Reaction to Lautsi v Italy, which Máiréad blogged about here yesterday, is beginning here in Ireland.

On Morning Ireland this morning Paddy Agnew reported on the case from Italy (albeit with a mistake: he said the Court found a violation of Articles 2 and 9, whereas the Court actually found a violation of Article 2, Protocol 1 not Article 2 of the Convention (right to life!) but this was clarified through the magic of Twitter after the report! [morning_ireland]). Unfortunately there is also a mistake on the MI website report of the news. The website reports that “EU rules against crucifixes in schools”–the European Court of Human Rights is not, of course, a court of the EU. MI is not alone in this–the extremely widely-read AmericaBlog just published a story entitled “EU Court Bans Crucifix in Italian Schools” and then goes on to talk about the (non-EU) ECtHR…

In the report in today’s Irish Times Paddy Agnew repeats his mistake re: Article 2 (am I just being difficult here?…) but, more interestingly, notes the Italian reaction to the decision. According to Agnew the Italian government “will be appealing” so we assume that there will be a Grand Chamber decision on the matter. He also reports on the anger and outrage of Italian government and the Vatican in relation to the ruling.

Prof. William Schabas also reflects on the decision on his excellent PhD Studies in Human Rights Blog. Schabas writes:

I would expect there is a lot of hand-wringing in Dublin today about this decision. The Irish school system was criticized by the Human Rights Committee last year in its concluding observations on the Irish periodic report (UN Doc. CCPR/C/IRL/CO/3): ‘22. The Committee notes with concern that the vast majority of Ireland’s primary schools are privately run denominational schools that have adopted a religious integrated curriculum thus depriving many parents and children who so wish to have access to secular primary education. (arts. 2, 18, 24, 26). The State party should increase its efforts to ensure that non-denominational primary education is widely available in all regions of the State party, in view of the increasingly diverse and multi-ethnic composition of the population of the State party’.
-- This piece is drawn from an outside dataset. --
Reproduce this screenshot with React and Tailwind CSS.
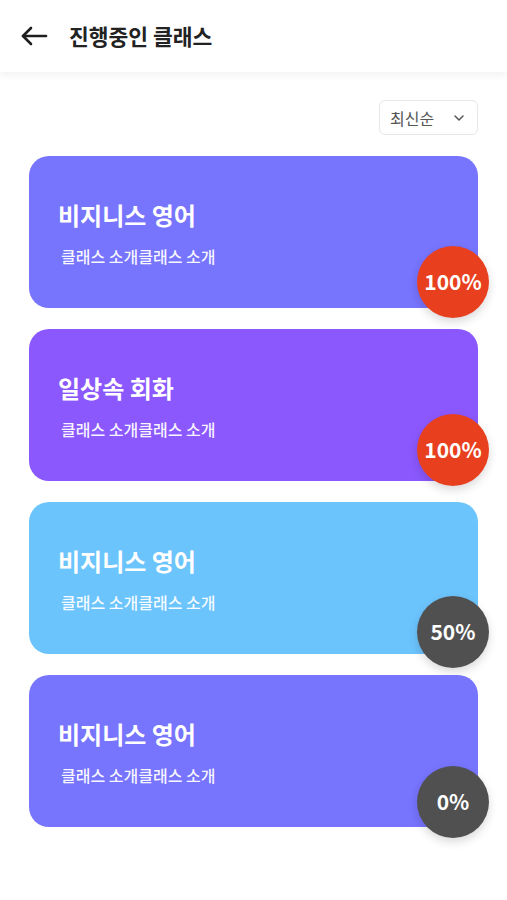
import { ChevronDown } from "lucide-react";

const classes = [
  { id: 1, title: "비지니스 영어", intro: "클래스 소개클래스 소개", progress: 100, color: "bg-[#7774fe]", badge: "bottom-[-10px]" },
  { id: 2, title: "일상속 회화", intro: "클래스 소개클래스 소개", progress: 100, color: "bg-[#8b58fd]", badge: "bottom-[-5px]" },
  { id: 3, title: "비지니스 영어", intro: "클래스 소개클래스 소개", progress: 50, color: "bg-[#6cc4fd]", badge: "bottom-[-14px]" },
  { id: 4, title: "비지니스 영어", intro: "클래스 소개클래스 소개", progress: 0, color: "bg-[#7774fe]", badge: "bottom-[-11px]" },
];

export default function App() {
  return (
    <div className="min-h-[900px] bg-white font-['Noto_Sans_CJK_KR','Noto_Sans',sans-serif]">
      <header className="flex h-[72px] items-center bg-white px-5 shadow-[0_3px_8px_rgba(0,0,0,0.06)]">
        <svg width="28" height="22" viewBox="0 0 28 22" fill="none" stroke="#1f1f1f" strokeWidth="2.6" strokeLinecap="round" strokeLinejoin="round">
          <path d="M26 11H3" />
          <path d="M11 3L3 11l8 8" />
        </svg>
        <h1 className="ml-[21px] text-[21.5px] font-bold text-[#222]">진행중인 클래스</h1>
      </header>

      <div className="flex justify-end px-[29px] pt-[28px]">
        <button
          type="button"
          className="flex h-[35px] w-[99px] items-center justify-between rounded-md border border-gray-200 bg-white pl-[10px] pr-[10px] text-[16px] text-[#555]"
        >
          최신순
          <ChevronDown size={16} strokeWidth={2.2} className="text-[#555]" />
        </button>
      </div>

      <div className="mt-[21px] space-y-[21px] px-[29px]">
        {classes.map((item) => (
          <ClassCard key={item.id} item={item} />
        ))}
      </div>
    </div>
  );
}

function ClassCard({ item }) {
  const done = item.progress === 100;
  return (
    <div className={`relative h-[152px] rounded-[20px] ${item.color} pl-[29px] pt-[44px] text-white`}>
      <div className="text-[24px] font-bold leading-[30px]">{item.title}</div>
      <div className="ml-[3px] mt-[16px] text-[16px] font-medium leading-[20px] text-white/95">{item.intro}</div>
      <div
        className={`absolute right-[-11px] ${item.badge} flex h-[72px] w-[72px] items-center justify-center rounded-full text-[21px] font-bold shadow-[0_4px_10px_rgba(0,0,0,0.15)] ${
          done ? "bg-[#e8401f]" : "bg-[#505050]"
        }`}
      >
        {item.progress}%
      </div>
    </div>
  );
}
The core paragraph from the judgment (currently only available in French) is:

‘La Cour estime que l’exposition obligatoire d’un symbole d’une confession donnée dans l’exercice de la fonction publique relativement à des situations spécifiques relevant du contrôle gouvernemental, en particulier dans les salles de classe, restreint le droit des parents d’éduquer leurs enfants selon leurs convictions ainsi que le droit des enfants scolarisés de croire ou de ne pas croire. La Cour considère que cette mesure emporte violation de ces droits car les restrictions sont incompatibles avec le devoir incombant à l’Etat de respecter la neutralité dans l’exercice de la fonction publique, en particulier dans le domaine de l’éducation’

Presumably the implementation of this decision is going to hang quite substantially on the interpretation of an “[]exposition obligatoire d’un symbole d’une confession” (emphasis added). As Antoine Buyse notes this morning on the excellent ECHR Blog, Italian law required the crucifix to be displayed. To the best of my knowledge there is no such mandatory display of religious symbols in public schools in Ireland (and I would be truly shocked if there was). I have to agree with Antoine that a Grand Chamber judgment clarifying the extent to which this is an absolute ban on display of religious symbols would be most welcome in this case.